What you are asked to do: Determine how many lines of the material hold the string "this" and reply with only that number.

[Code that builds pages]
══════════

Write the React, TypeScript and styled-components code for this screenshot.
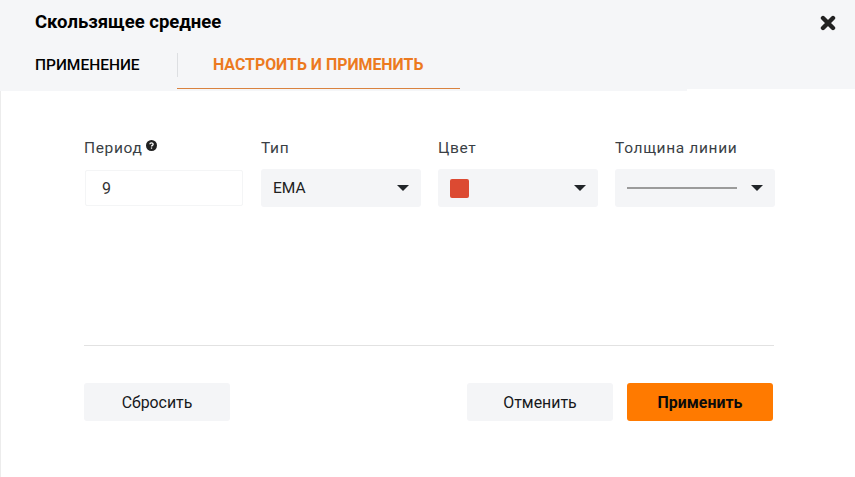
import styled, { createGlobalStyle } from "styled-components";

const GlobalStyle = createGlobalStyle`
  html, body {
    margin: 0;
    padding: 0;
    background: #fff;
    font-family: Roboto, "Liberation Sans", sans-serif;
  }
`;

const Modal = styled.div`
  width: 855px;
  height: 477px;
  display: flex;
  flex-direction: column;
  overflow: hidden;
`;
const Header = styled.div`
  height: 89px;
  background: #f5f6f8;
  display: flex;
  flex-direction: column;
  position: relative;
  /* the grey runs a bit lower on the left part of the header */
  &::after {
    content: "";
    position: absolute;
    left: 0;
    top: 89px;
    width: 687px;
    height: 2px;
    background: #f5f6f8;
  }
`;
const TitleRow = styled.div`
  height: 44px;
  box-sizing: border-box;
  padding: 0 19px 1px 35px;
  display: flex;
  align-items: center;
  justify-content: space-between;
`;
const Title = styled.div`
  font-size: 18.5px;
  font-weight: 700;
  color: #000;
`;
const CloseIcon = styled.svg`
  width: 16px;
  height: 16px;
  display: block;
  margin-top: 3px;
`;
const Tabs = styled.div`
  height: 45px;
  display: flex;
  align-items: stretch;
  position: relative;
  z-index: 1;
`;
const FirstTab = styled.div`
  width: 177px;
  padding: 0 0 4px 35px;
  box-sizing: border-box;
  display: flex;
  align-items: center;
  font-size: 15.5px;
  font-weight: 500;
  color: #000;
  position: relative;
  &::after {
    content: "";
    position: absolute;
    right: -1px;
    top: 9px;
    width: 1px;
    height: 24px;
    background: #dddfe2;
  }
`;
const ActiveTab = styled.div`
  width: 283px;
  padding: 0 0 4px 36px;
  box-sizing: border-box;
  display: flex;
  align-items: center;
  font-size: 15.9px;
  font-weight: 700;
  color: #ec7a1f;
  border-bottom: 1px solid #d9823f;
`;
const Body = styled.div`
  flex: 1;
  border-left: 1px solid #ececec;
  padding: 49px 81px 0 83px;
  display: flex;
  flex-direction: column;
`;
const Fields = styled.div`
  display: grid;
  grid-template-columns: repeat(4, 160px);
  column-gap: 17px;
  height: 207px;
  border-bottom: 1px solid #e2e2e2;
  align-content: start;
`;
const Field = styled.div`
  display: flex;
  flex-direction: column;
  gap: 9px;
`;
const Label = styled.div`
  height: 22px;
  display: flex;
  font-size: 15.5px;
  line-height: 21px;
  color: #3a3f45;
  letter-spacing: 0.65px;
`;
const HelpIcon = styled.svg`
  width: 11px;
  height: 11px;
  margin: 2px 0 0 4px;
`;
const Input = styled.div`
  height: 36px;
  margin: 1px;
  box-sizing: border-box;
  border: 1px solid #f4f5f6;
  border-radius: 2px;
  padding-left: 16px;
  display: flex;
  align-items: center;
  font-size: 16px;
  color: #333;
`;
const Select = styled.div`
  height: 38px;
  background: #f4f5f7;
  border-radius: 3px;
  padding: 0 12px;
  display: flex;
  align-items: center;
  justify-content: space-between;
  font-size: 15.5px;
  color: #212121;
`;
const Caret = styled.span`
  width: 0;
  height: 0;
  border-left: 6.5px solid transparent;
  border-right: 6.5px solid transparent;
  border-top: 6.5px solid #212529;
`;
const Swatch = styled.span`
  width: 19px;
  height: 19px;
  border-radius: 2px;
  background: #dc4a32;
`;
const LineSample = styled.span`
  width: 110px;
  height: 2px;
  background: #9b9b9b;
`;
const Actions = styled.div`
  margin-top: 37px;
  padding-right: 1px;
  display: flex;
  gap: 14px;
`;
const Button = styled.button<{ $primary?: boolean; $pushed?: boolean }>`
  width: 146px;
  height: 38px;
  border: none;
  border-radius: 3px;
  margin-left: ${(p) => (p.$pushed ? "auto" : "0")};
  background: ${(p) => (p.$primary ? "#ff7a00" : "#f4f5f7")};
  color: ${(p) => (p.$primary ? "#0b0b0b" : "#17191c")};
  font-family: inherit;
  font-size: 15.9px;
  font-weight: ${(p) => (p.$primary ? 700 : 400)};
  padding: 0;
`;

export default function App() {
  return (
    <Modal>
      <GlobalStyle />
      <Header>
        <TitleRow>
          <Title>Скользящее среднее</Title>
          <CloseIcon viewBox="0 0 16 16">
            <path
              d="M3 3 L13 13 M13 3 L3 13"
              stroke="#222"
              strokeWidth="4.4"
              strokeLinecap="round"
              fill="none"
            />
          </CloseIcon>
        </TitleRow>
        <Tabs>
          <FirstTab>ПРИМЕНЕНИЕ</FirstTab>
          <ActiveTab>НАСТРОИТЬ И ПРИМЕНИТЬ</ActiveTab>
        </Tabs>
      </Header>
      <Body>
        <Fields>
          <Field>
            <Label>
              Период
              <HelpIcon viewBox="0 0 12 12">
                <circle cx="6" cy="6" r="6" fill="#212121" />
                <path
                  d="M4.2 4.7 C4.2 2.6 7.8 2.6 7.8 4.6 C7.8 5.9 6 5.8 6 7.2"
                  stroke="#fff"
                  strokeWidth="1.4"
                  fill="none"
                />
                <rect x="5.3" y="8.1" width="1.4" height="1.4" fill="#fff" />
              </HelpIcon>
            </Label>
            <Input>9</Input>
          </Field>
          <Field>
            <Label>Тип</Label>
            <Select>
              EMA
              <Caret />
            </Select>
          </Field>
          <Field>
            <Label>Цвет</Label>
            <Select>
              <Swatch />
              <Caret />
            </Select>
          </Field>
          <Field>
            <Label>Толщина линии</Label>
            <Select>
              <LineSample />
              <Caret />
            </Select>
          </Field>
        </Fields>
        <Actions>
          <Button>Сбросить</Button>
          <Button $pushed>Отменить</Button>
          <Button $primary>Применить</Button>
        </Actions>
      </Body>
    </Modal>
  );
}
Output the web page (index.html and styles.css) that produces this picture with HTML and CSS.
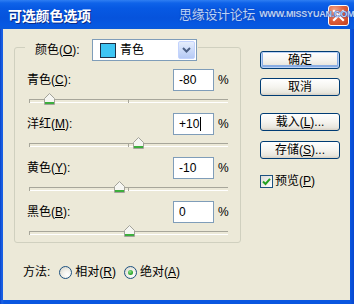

══════════

Output of the task: 2